'Quills'

By Steve Wulf
Updated February 23, 2001 at 05:00 AM EST

The real Marquis de Sade was wretched, and vile beyond words. But Quills, adapted by Doug Wright from his 1995 play, is less a history lesson than a morality tale, and it calls for an actor who can dance on the razor’s edge between charm and menace, genius and madness. Voila: Geoffrey Rush. ”He comes to us through historical sources as a demon,” Rush noted recently. ”Everyone associates his name with sadism. But that’s not the way you play a legend. You have to find out who the guy would be if he were your dinner-party guest. I imagine the Marquis would be a handful.”

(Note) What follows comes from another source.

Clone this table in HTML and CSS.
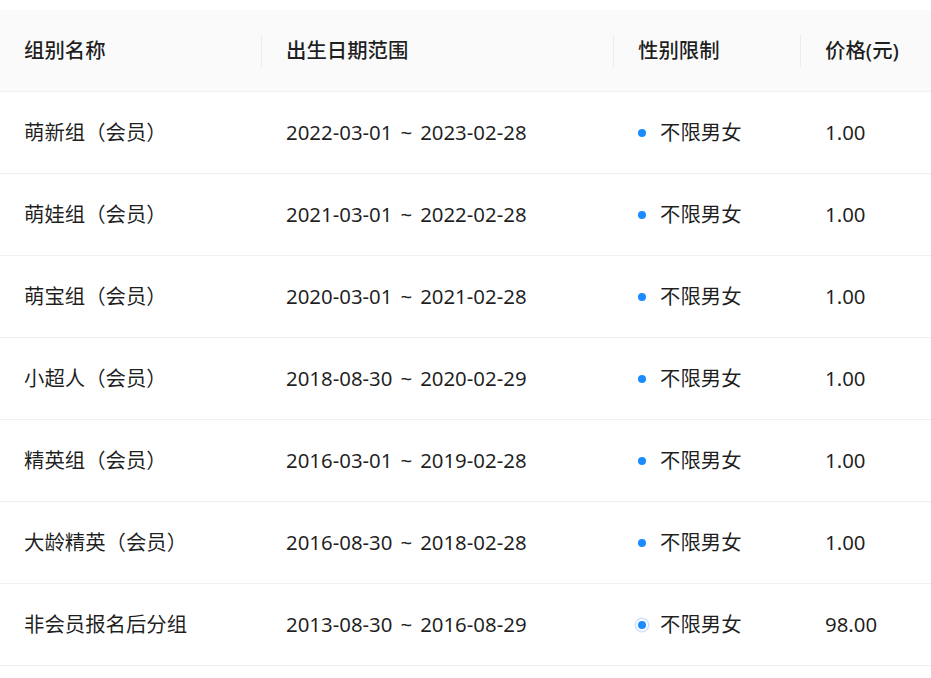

The 49-year-old Australian already has a Best Actor Oscar (Shine) and a Best Supporting Actor nomination (Shakespeare in Love) — especially impressive considering that he came to films so late in his career. Rush brings not only 30 years of stage experience to the part but also his own reported ”down on all fours, barking mad” breakdown in the early ’90s.

In Quills — all of it shot in sequence, most of it inside the stone walls of an asylum — the Marquis is stripped bare mentally and physically. And Rush leaves nothing to spare in his performance, whether he’s being playful with Madeleine, the laundress (Kate Winslet), or cruel with his estranged wife (Rush’s own spouse, Jane Menelaus) or diabolical in his mocking of the asylum’s head doctor (Michael Caine). ”I’ve seen spectacular actors tackle this role,” Wright has said. ”But Geoffrey brought a depth of feeling to it that really levels me.” As so often happens when plays are filmed, the actor who played the lead role on stage lost out to a bigger name. Over dinner one night, Wright broke the bad news to Rocco Sisto, who had played the Marquis for two years in Seattle and New York. When Wright told him Geoffrey Rush would play de Sade, Sisto smiled and said, ”Thank God. An actor’s actor.”